SHORT TASK:
Exclude the pictures, then repeat the remaining data exactly.

***** SOURCE EXCERPT

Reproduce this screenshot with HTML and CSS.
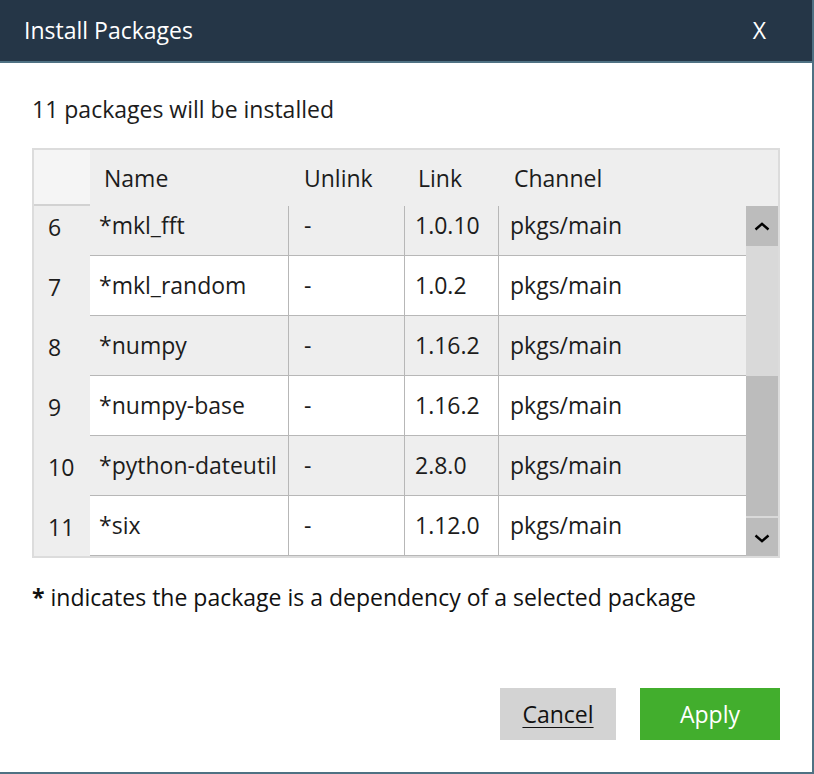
FILE: index.html
```html
<!DOCTYPE html>
<html lang="en">
<head>
<meta charset="utf-8">
<title>Install Packages</title>
<link rel="stylesheet" href="styles.css">
</head>
<body>
<div class="dialog">
  <div class="titlebar">
    <span class="title">Install Packages</span>
    <span class="close">X</span>
  </div>
  <div class="content">
    <p class="summary">11 packages will be installed</p>
    <div class="table">
      <div class="thead">
        <div class="corner"></div>
        <div class="th c-name">Name</div>
        <div class="th c-unlink">Unlink</div>
        <div class="th c-link">Link</div>
        <div class="th c-channel">Channel</div>
        <div class="th c-scroll"></div>
      </div>
      <div class="tbody">
        <div class="viewport">
          <div class="rows">
            <div class="row alt"><div class="num">6</div><div class="td c-name">*mkl_fft</div><div class="td c-unlink">-</div><div class="td c-link">1.0.10</div><div class="td c-channel">pkgs/main</div></div>
            <div class="row"><div class="num">7</div><div class="td c-name">*mkl_random</div><div class="td c-unlink">-</div><div class="td c-link">1.0.2</div><div class="td c-channel">pkgs/main</div></div>
            <div class="row alt"><div class="num">8</div><div class="td c-name">*numpy</div><div class="td c-unlink">-</div><div class="td c-link">1.16.2</div><div class="td c-channel">pkgs/main</div></div>
            <div class="row"><div class="num">9</div><div class="td c-name">*numpy-base</div><div class="td c-unlink">-</div><div class="td c-link">1.16.2</div><div class="td c-channel">pkgs/main</div></div>
            <div class="row alt"><div class="num">10</div><div class="td c-name">*python-dateutil</div><div class="td c-unlink">-</div><div class="td c-link">2.8.0</div><div class="td c-channel">pkgs/main</div></div>
            <div class="row"><div class="num">11</div><div class="td c-name">*six</div><div class="td c-unlink">-</div><div class="td c-link">1.12.0</div><div class="td c-channel">pkgs/main</div></div>
          </div>
        </div>
        <div class="scrollbar">
          <div class="sb-btn sb-up">
            <svg width="16" height="9" viewBox="0 0 16 9"><polyline points="1.5,7.5 8,1.8 14.5,7.5" fill="none" stroke="#000" stroke-width="2.4"/></svg>
          </div>
          <div class="sb-track"></div>
          <div class="sb-thumb"></div>
          <div class="sb-gap"></div>
          <div class="sb-btn sb-down">
            <svg width="16" height="9" viewBox="0 0 16 9"><polyline points="1.5,1.5 8,7.2 14.5,1.5" fill="none" stroke="#000" stroke-width="2.4"/></svg>
          </div>
        </div>
      </div>
    </div>
    <p class="note"><b>*</b> indicates the package is a dependency of a selected package</p>
    <div class="actions">
      <button class="btn btn-cancel">Cancel</button>
      <button class="btn btn-apply">Apply</button>
    </div>
  </div>
</div>
</body>
</html>
```
FILE: styles.css
```css
* { box-sizing: border-box; }
html, body { margin: 0; padding: 0; background: #fff; }
body {
  font-family: "Open Sans", "Noto Sans", sans-serif;
  font-size: 23px;
  color: #1c1c1c;
}
.dialog {
  width: 814px;
  height: 774px;
  border-right: 2px solid #4f7183;
  border-bottom: 2px solid #4f7183;
  display: flex;
  flex-direction: column;
  background: #fff;
}
.titlebar {
  height: 63px;
  background: #253647;
  border-bottom: 2px solid #4f7183;
  display: flex;
  align-items: center;
  justify-content: space-between;
  padding: 0 46px 2px 24px;
  color: #fff;
  flex: none;
}
.title { font-size: 23px; line-height: 30px; }
.close { font-size: 23px; line-height: 30px; }
.content {
  padding: 0 32px;
  display: flex;
  flex-direction: column;
}
.summary {
  margin: 0;
  height: 85px;
  padding-top: 31px;
  line-height: 30px;
}
.table {
  width: 748px;
  height: 410px;
  border: 2px solid #dcdcdc;
  display: flex;
  flex-direction: column;
}
.thead {
  height: 56px;
  display: grid;
  grid-template-columns: 56px 198px 116px 94px 248px 32px;
  background: #eeeeee;
  flex: none;
}
.corner {
  background: #f5f5f5;
  border-bottom: 2px solid #d2d2d2;
}
.th {
  display: flex;
  align-items: center;
  line-height: 30px;
  padding-top: 0;
}
.th.c-name { padding-left: 14px; }
.th.c-unlink { padding-left: 16px; }
.th.c-link { padding-left: 14px; }
.th.c-channel { padding-left: 16px; }
.tbody {
  height: 350px;
  display: flex;
}
.viewport {
  width: 712px;
  height: 350px;
  overflow: hidden;
  background: #eeeeee;
}
.rows { margin-top: -10px; }
.row {
  display: grid;
  grid-template-columns: 56px 198px 116px 94px 248px;
  height: 60px;
  background: #fff;
}
.row.alt { background: #eeeeee; }
.num {
  background: #eeeeee;
  display: flex;
  align-items: center;
  padding-left: 14px;
  padding-top: 2px;
  line-height: 30px;
}
.td {
  display: flex;
  align-items: center;
  border-bottom: 1px solid #b7b7b7;
  line-height: 30px;
  padding-bottom: 2px;
  white-space: nowrap;
}
.td.c-name { padding-left: 9px; }
.td.c-unlink { padding-left: 15px; border-left: 1px solid #b7b7b7; }
.td.c-link { padding-left: 10px; border-left: 1px solid #b7b7b7; }
.td.c-channel { padding-left: 11px; border-left: 1px solid #b7b7b7; }
.scrollbar {
  width: 32px;
  height: 350px;
  background: #d9d9d9;
  display: flex;
  flex-direction: column;
}
.sb-btn {
  background: #bcbcbc;
  display: flex;
  align-items: center;
  justify-content: center;
  flex: none;
}
.sb-up { height: 40px; }
.sb-track { height: 130px; flex: none; }
.sb-thumb { height: 140px; background: #bcbcbc; flex: none; }
.sb-gap { height: 2px; flex: none; }
.sb-down { height: 38px; padding-top: 2px; }
.sb-btn svg { display: block; }
.note {
  margin: 24px 0 0;
  line-height: 30px;
  color: #111;
}
.note b { font-weight: 700; }
.actions {
  margin-top: 76px;
  display: flex;
  justify-content: flex-end;
  gap: 24px;
}
.btn {
  font-family: inherit;
  font-size: 23px;
  height: 52px;
  border: none;
  padding: 0;
  line-height: 30px;
}
.btn-cancel {
  width: 116px;
  background: #d3d3d3;
  color: #111;
  text-decoration: underline;
  text-underline-offset: 4px;
  text-decoration-thickness: 1px;
}
.btn-apply {
  width: 140px;
  background: #42ae2d;
  color: #fff;
}
```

**********

RESPONSE FOR THIS EXERCISE:
Reproduce this screenshot with HTML and CSS.
FILE: index.html
```html
<!DOCTYPE html>
<html lang="en">
<head>
<meta charset="utf-8">
<title>Install Packages</title>
<link rel="stylesheet" href="styles.css">
</head>
<body>
<div class="dialog">
  <div class="titlebar">
    <span class="title">Install Packages</span>
    <span class="close">X</span>
  </div>
  <div class="content">
    <p class="summary">11 packages will be installed</p>
    <div class="table">
      <div class="thead">
        <div class="corner"></div>
        <div class="th c-name">Name</div>
        <div class="th c-unlink">Unlink</div>
        <div class="th c-link">Link</div>
        <div class="th c-channel">Channel</div>
        <div class="th c-scroll"></div>
      </div>
      <div class="tbody">
        <div class="viewport">
          <div class="rows">
            <div class="row alt"><div class="num">6</div><div class="td c-name">*mkl_fft</div><div class="td c-unlink">-</div><div class="td c-link">1.0.10</div><div class="td c-channel">pkgs/main</div></div>
            <div class="row"><div class="num">7</div><div class="td c-name">*mkl_random</div><div class="td c-unlink">-</div><div class="td c-link">1.0.2</div><div class="td c-channel">pkgs/main</div></div>
            <div class="row alt"><div class="num">8</div><div class="td c-name">*numpy</div><div class="td c-unlink">-</div><div class="td c-link">1.16.2</div><div class="td c-channel">pkgs/main</div></div>
            <div class="row"><div class="num">9</div><div class="td c-name">*numpy-base</div><div class="td c-unlink">-</div><div class="td c-link">1.16.2</div><div class="td c-channel">pkgs/main</div></div>
            <div class="row alt"><div class="num">10</div><div class="td c-name">*python-dateutil</div><div class="td c-unlink">-</div><div class="td c-link">2.8.0</div><div class="td c-channel">pkgs/main</div></div>
            <div class="row"><div class="num">11</div><div class="td c-name">*six</div><div class="td c-unlink">-</div><div class="td c-link">1.12.0</div><div class="td c-channel">pkgs/main</div></div>
          </div>
        </div>
        <div class="scrollbar">
          <div class="sb-btn sb-up">
            <svg width="16" height="9" viewBox="0 0 16 9"><polyline points="1.5,7.5 8,1.8 14.5,7.5" fill="none" stroke="#000" stroke-width="2.4"/></svg>
          </div>
          <div class="sb-track"></div>
          <div class="sb-thumb"></div>
          <div class="sb-gap"></div>
          <div class="sb-btn sb-down">
            <svg width="16" height="9" viewBox="0 0 16 9"><polyline points="1.5,1.5 8,7.2 14.5,1.5" fill="none" stroke="#000" stroke-width="2.4"/></svg>
          </div>
        </div>
      </div>
    </div>
    <p class="note"><b>*</b> indicates the package is a dependency of a selected package</p>
    <div class="actions">
      <button class="btn btn-cancel">Cancel</button>
      <button class="btn btn-apply">Apply</button>
    </div>
  </div>
</div>
</body>
</html>
```
FILE: styles.css
```css
* { box-sizing: border-box; }
html, body { margin: 0; padding: 0; background: #fff; }
body {
  font-family: "Open Sans", "Noto Sans", sans-serif;
  font-size: 23px;
  color: #1c1c1c;
}
.dialog {
  width: 814px;
  height: 774px;
  border-right: 2px solid #4f7183;
  border-bottom: 2px solid #4f7183;
  display: flex;
  flex-direction: column;
  background: #fff;
}
.titlebar {
  height: 63px;
  background: #253647;
  border-bottom: 2px solid #4f7183;
  display: flex;
  align-items: center;
  justify-content: space-between;
  padding: 0 46px 2px 24px;
  color: #fff;
  flex: none;
}
.title { font-size: 23px; line-height: 30px; }
.close { font-size: 23px; line-height: 30px; }
.content {
  padding: 0 32px;
  display: flex;
  flex-direction: column;
}
.summary {
  margin: 0;
  height: 85px;
  padding-top: 31px;
  line-height: 30px;
}
.table {
  width: 748px;
  height: 410px;
  border: 2px solid #dcdcdc;
  display: flex;
  flex-direction: column;
}
.thead {
  height: 56px;
  display: grid;
  grid-template-columns: 56px 198px 116px 94px 248px 32px;
  background: #eeeeee;
  flex: none;
}
.corner {
  background: #f5f5f5;
  border-bottom: 2px solid #d2d2d2;
}
.th {
  display: flex;
  align-items: center;
  line-height: 30px;
  padding-top: 0;
}
.th.c-name { padding-left: 14px; }
.th.c-unlink { padding-left: 16px; }
.th.c-link { padding-left: 14px; }
.th.c-channel { padding-left: 16px; }
.tbody {
  height: 350px;
  display: flex;
}
.viewport {
  width: 712px;
  height: 350px;
  overflow: hidden;
  background: #eeeeee;
}
.rows { margin-top: -10px; }
.row {
  display: grid;
  grid-template-columns: 56px 198px 116px 94px 248px;
  height: 60px;
  background: #fff;
}
.row.alt { background: #eeeeee; }
.num {
  background: #eeeeee;
  display: flex;
  align-items: center;
  padding-left: 14px;
  padding-top: 2px;
  line-height: 30px;
}
.td {
  display: flex;
  align-items: center;
  border-bottom: 1px solid #b7b7b7;
  line-height: 30px;
  padding-bottom: 2px;
  white-space: nowrap;
}
.td.c-name { padding-left: 9px; }
.td.c-unlink { padding-left: 15px; border-left: 1px solid #b7b7b7; }
.td.c-link { padding-left: 10px; border-left: 1px solid #b7b7b7; }
.td.c-channel { padding-left: 11px; border-left: 1px solid #b7b7b7; }
.scrollbar {
  width: 32px;
  height: 350px;
  background: #d9d9d9;
  display: flex;
  flex-direction: column;
}
.sb-btn {
  background: #bcbcbc;
  display: flex;
  align-items: center;
  justify-content: center;
  flex: none;
}
.sb-up { height: 40px; }
.sb-track { height: 130px; flex: none; }
.sb-thumb { height: 140px; background: #bcbcbc; flex: none; }
.sb-gap { height: 2px; flex: none; }
.sb-down { height: 38px; padding-top: 2px; }
.sb-btn svg { display: block; }
.note {
  margin: 24px 0 0;
  line-height: 30px;
  color: #111;
}
.note b { font-weight: 700; }
.actions {
  margin-top: 76px;
  display: flex;
  justify-content: flex-end;
  gap: 24px;
}
.btn {
  font-family: inherit;
  font-size: 23px;
  height: 52px;
  border: none;
  padding: 0;
  line-height: 30px;
}
.btn-cancel {
  width: 116px;
  background: #d3d3d3;
  color: #111;
  text-decoration: underline;
  text-underline-offset: 4px;
  text-decoration-thickness: 1px;
}
.btn-apply {
  width: 140px;
  background: #42ae2d;
  color: #fff;
}
```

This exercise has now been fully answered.